MassPIRG's Cummings blames the lack of in-depth analysis on deregulation of the power industry in Massachusetts more than a decade ago.

While state regulators retain oversight of the industry, the companies are largely left to decide the details of staffing and maintenance.

But with a rising tide of epic outages, this hands-off approach is proving to be problematic, Cummings argued.

Overall, there have been eight storms in Massachusetts since 2007 that have left at least 50,000 homes and businesses in the dark, compared to just two during the previous five-year period, industry filings with the U.S. Department of Energy show.

"If we keep going on this path, we will have more weeks out of the year where we don't have power and consumers will end up paying more," she said.

Kates-Garnick said regulators will look at the reliability issue in detail when the newly combined company comes forward with a rate request.

That will likely not be for another four years, given the rate freeze in effect. But by then the company will have a more accurate picture of the amount of money needed for linemen, maintenance and upgrades, Kates-Garnick said.

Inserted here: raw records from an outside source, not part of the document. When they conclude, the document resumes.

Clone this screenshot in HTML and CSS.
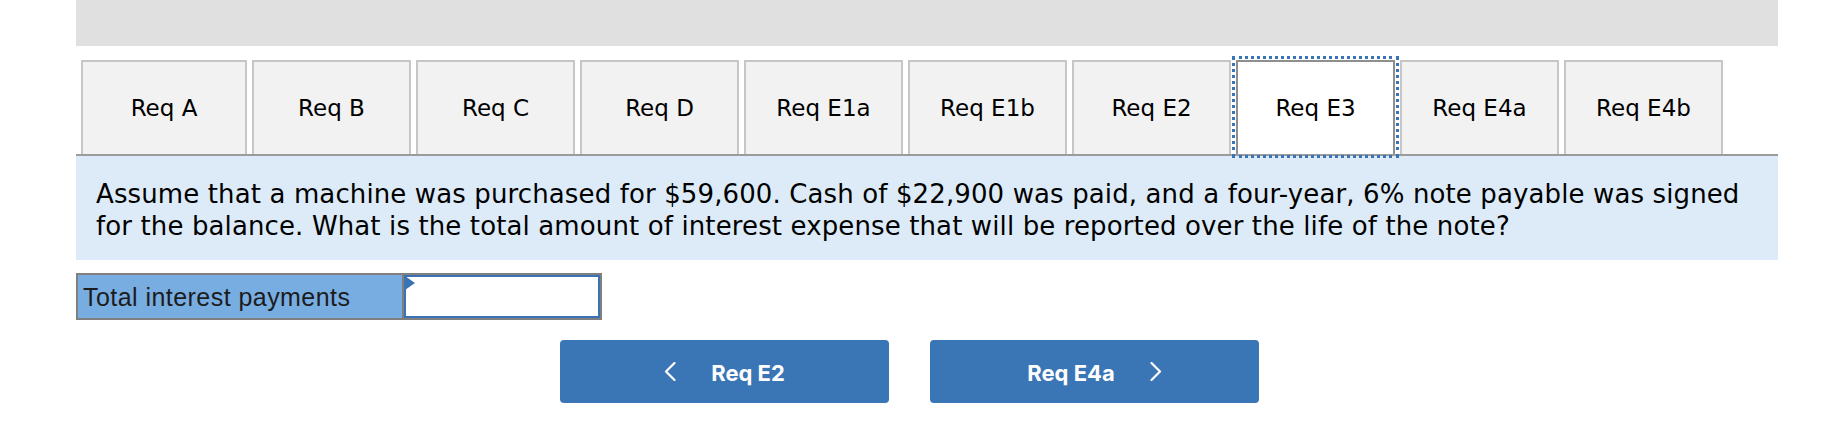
FILE: index.html
```html
<!DOCTYPE html>
<html lang="en">
<head>
<meta charset="utf-8">
<title>Req E3</title>
<link rel="stylesheet" href="styles.css">
</head>
<body>
<div class="page">
  <div class="topbar"></div>
  <div class="tabs">
    <button class="tab tab-first">Req A</button>
    <button class="tab">Req B</button>
    <button class="tab">Req C</button>
    <button class="tab">Req D</button>
    <button class="tab">Req E1a</button>
    <button class="tab">Req E1b</button>
    <button class="tab">Req E2</button>
    <button class="tab tab-active">Req E3</button>
    <button class="tab">Req E4a</button>
    <button class="tab">Req E4b</button>
  </div>
  <div class="question">Assume that a machine was purchased for $59,600. Cash of $22,900 was paid, and a four-year, 6% note payable was signed for the balance. What is the total amount of interest expense that will be reported over the life of the note?</div>
  <div class="answer">
    <div class="answer-label">Total interest payments</div>
    <div class="answer-cell"><div class="answer-input"></div></div>
  </div>
  <div class="nav">
    <button class="nav-btn">
      <svg class="chev" width="12" height="19" viewBox="0 0 12 19"><polyline points="10.5,1 2,9.5 10.5,18" fill="none" stroke="#fff" stroke-width="2.2" stroke-linecap="round" stroke-linejoin="round"/></svg>
      <span>Req E2</span>
    </button>
    <button class="nav-btn">
      <span>Req E4a</span>
      <svg class="chev" width="12" height="19" viewBox="0 0 12 19"><polyline points="1.5,1 10,9.5 1.5,18" fill="none" stroke="#fff" stroke-width="2.2" stroke-linecap="round" stroke-linejoin="round"/></svg>
    </button>
  </div>
</div>
</body>
</html>
```
FILE: styles.css
```css
html, body {
  margin: 0;
  padding: 0;
  background: #ffffff;
}

.page {
  width: 1702px;
  margin-left: 76px;
}

.topbar {
  height: 46px;
  background: #e0e0e0;
}

.tabs {
  display: flex;
  align-items: flex-end;
  padding-top: 14px;
  border-bottom: 2px solid #9b9b9b;
}

.tab {
  box-sizing: border-box;
  width: 159px;
  height: 94px;
  margin: 0 0 0 5px;
  padding: 0;
  background: #f2f2f2;
  border: 2px solid #c6c6c6;
  border-bottom: none;
  font-family: "DejaVu Sans", Verdana, sans-serif;
  font-size: 23px;
  color: #000;
  cursor: pointer;
}

.tab-first {
  width: 166px;
}

.tab-active {
  background: #ffffff;
  border-color: #8e8e8e;
  outline: 3px dotted #3a74b8;
  outline-offset: 1px;
}

.question {
  background: #dcebf7;
  padding: 22px 18px 18px 20px;
  font-family: "DejaVu Sans", Verdana, sans-serif;
  font-size: 26px;
  line-height: 32px;
  letter-spacing: 0.12px;
  color: #000;
}

.answer {
  display: flex;
  width: 526px;
  height: 47px;
  box-sizing: border-box;
  margin-top: 13px;
  border: 2px solid #7f7f7f;
}

.answer-label {
  width: 324px;
  box-sizing: border-box;
  padding-left: 5px;
  padding-top: 2px;
  background: #78ade2;
  display: flex;
  align-items: center;
  font-family: "Liberation Sans", Arial, sans-serif;
  font-size: 25px;
  letter-spacing: 0.45px;
  color: #1c1c1c;
}

.answer-cell {
  flex: 1;
  border-left: 2px solid #7f7f7f;
  display: flex;
}

.answer-input {
  flex: 1;
  position: relative;
  background: #fff;
  border: 2px solid #3a73b5;
}

.answer-input::before {
  content: "";
  position: absolute;
  left: -1px;
  top: -1px;
  border-left: 10px solid #3a73b5;
  border-top: 7px solid transparent;
  border-bottom: 7px solid transparent;
}

.nav {
  display: flex;
  gap: 41px;
  margin-top: 20px;
  padding-left: 484px;
}

.nav-btn {
  width: 329px;
  height: 63px;
  border: none;
  border-radius: 4px;
  background: #3a75b6;
  color: #fff;
  display: flex;
  align-items: center;
  justify-content: center;
  gap: 35px;
  font-family: Inter, Roboto, sans-serif;
  font-weight: 700;
  font-size: 22px;
  padding: 2px 0 0 0;
  cursor: pointer;
}

.chev {
  display: block;
  margin-top: -2px;
}
```
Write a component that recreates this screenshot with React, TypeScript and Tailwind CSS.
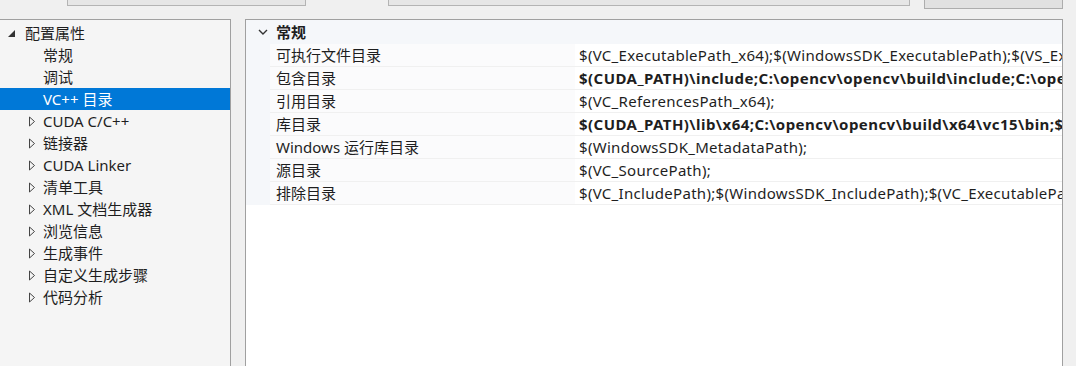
import { ReactNode } from 'react';

const font = "font-['Noto_Sans','Noto_Sans_CJK_SC',sans-serif]";

type TreeItem = { label: string; level: 0 | 1; kind: 'open' | 'closed' | 'leaf'; selected?: boolean };

const tree: TreeItem[] = [
  { label: '配置属性', level: 0, kind: 'open' },
  { label: '常规', level: 1, kind: 'leaf' },
  { label: '调试', level: 1, kind: 'leaf' },
  { label: 'VC++ 目录', level: 1, kind: 'leaf', selected: true },
  { label: 'CUDA C/C++', level: 1, kind: 'closed' },
  { label: '链接器', level: 1, kind: 'closed' },
  { label: 'CUDA Linker', level: 1, kind: 'closed' },
  { label: '清单工具', level: 1, kind: 'closed' },
  { label: 'XML 文档生成器', level: 1, kind: 'closed' },
  { label: '浏览信息', level: 1, kind: 'closed' },
  { label: '生成事件', level: 1, kind: 'closed' },
  { label: '自定义生成步骤', level: 1, kind: 'closed' },
  { label: '代码分析', level: 1, kind: 'closed' },
];

// 值列在面板右边缘被截断，和原图一样
const props: { name: string; value: string; bold?: boolean }[] = [
  { name: '可执行文件目录', value: '$(VC_ExecutablePath_x64);$(WindowsSDK_ExecutablePath);$(VS_Ex' },
  { name: '包含目录', value: '$(CUDA_PATH)\\include;C:\\opencv\\opencv\\build\\include;C:\\oper', bold: true },
  { name: '引用目录', value: '$(VC_ReferencesPath_x64);' },
  { name: '库目录', value: '$(CUDA_PATH)\\lib\\x64;C:\\opencv\\opencv\\build\\x64\\vc15\\bin;$', bold: true },
  { name: 'Windows 运行库目录', value: '$(WindowsSDK_MetadataPath);' },
  { name: '源目录', value: '$(VC_SourcePath);' },
  { name: '排除目录', value: '$(VC_IncludePath);$(WindowsSDK_IncludePath);$(VC_ExecutablePa' },
];

function Arrow({ kind }: { kind: TreeItem['kind'] }): ReactNode {
  if (kind === 'open') {
    return (
      <svg width="9" height="9" viewBox="0 0 9 9">
        <path d="M8 1 L8 8 L1 8 Z" fill="#333" />
      </svg>
    );
  }
  if (kind === 'closed') {
    return (
      <svg width="8" height="11" viewBox="0 0 8 11">
        <path d="M1.5 1 L6.5 5.5 L1.5 10 Z" fill="none" stroke="#444" strokeWidth="1" />
      </svg>
    );
  }
  return null;
}

export default function App() {
  return (
    <div className={`w-[1076px] h-[366px] bg-[#f0f0f0] flex flex-col overflow-hidden ${font}`}>
      {/* 顶部被截断的控件 */}
      <div className="h-[19px] flex items-start shrink-0">
        <div className="ml-[67px] w-[239px] h-[6px] bg-[#e6e6e6] border border-t-0 border-[#b4b4b4]" />
        <div className="ml-[82px] w-[522px] h-[6px] bg-[#e6e6e6] border border-t-0 border-[#b4b4b4]" />
        <div className="ml-[14px] w-[139px] h-[9px] bg-[#e1e1e1] border border-t-0 border-[#adadad]" />
      </div>

      <div className="flex flex-1 min-h-0">
        {/* 左侧树 */}
        <div className="w-[231px] bg-[#f5f5f5] border-t border-r border-[#a0a0a0] pt-[2px] text-[15px] text-[#1e1e1e] shrink-0">
          {tree.map((item) => (
            <div
              key={item.label}
              className={`h-[22px] flex items-center ${item.selected ? 'bg-[#0078d7] text-white' : ''}`}
            >
              <div className={`${item.level === 0 ? 'w-[25px] pl-[7px]' : 'w-[43px] pl-[28px]'} flex items-center shrink-0`}>
                <Arrow kind={item.kind} />
              </div>
              <span className="whitespace-nowrap leading-none">{item.label}</span>
            </div>
          ))}
        </div>

        {/* 右侧属性表 */}
        <div className="ml-[14px] w-[818px] bg-white border-t border-l border-r border-[#a0a0a0] text-[15px] text-[#1e1e1e] overflow-hidden shrink-0">
          <div className="h-[24px] flex items-center bg-[#f5f7fa]">
            <div className="w-[30px] flex justify-center pl-[4px]">
              <svg width="10" height="7" viewBox="0 0 10 7">
                <path d="M1 1 L5 5 L9 1" fill="none" stroke="#333" strokeWidth="1.4" />
              </svg>
            </div>
            <span className="font-bold">常规</span>
          </div>
          {props.map((p) => (
            <div key={p.name} className="h-[23px] flex">
              <div className="w-[24px] bg-[#f5f7fa] shrink-0" />
              <div className="w-[305px] pl-[6px] flex items-center border-b border-[#f0f0f0] bg-[#fbfbfc] shrink-0 whitespace-nowrap">
                {p.name}
              </div>
              <div
                className={`flex-1 min-w-0 pl-[4px] flex items-center border-b border-[#f0f0f0] whitespace-nowrap overflow-hidden ${p.bold ? 'font-bold tracking-[0.45px]' : 'tracking-[0.3px]'}`}
              >
                {p.value}
              </div>
            </div>
          ))}
        </div>
      </div>
    </div>
  );
}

That's too long to wait, said Cummings.

"You want to fix the roof before the rain - you want to correct the problem now before we get into another season of crazy weather," she said.

Customers worried

Ken Akroyd, a retiree who moved to the Cape from Washington, D.C., said he has lost power three times in six years.

He was so angered after losing power for three days after Hurricane Irene that he submitted a complaint to state regulators.

"On Cape Cod, we are like a third world country - we get power and electricity sometimes and sometimes we don't," he said.

Akroyd said NStar didn't have enough front-line staff to restore power in Barnstable, where he lives, and few if any repair trucks were to be found in the area the first day after the storm.

Akroyd fears what could happen if the next storm is a full-fledged hurricane, not just a tropical storm like Irene.

"The thing that concerns me most is this was not a direct hit from a hurricane," Akroyd said. "If we do get a direct hit, we could be out for weeks and weeks."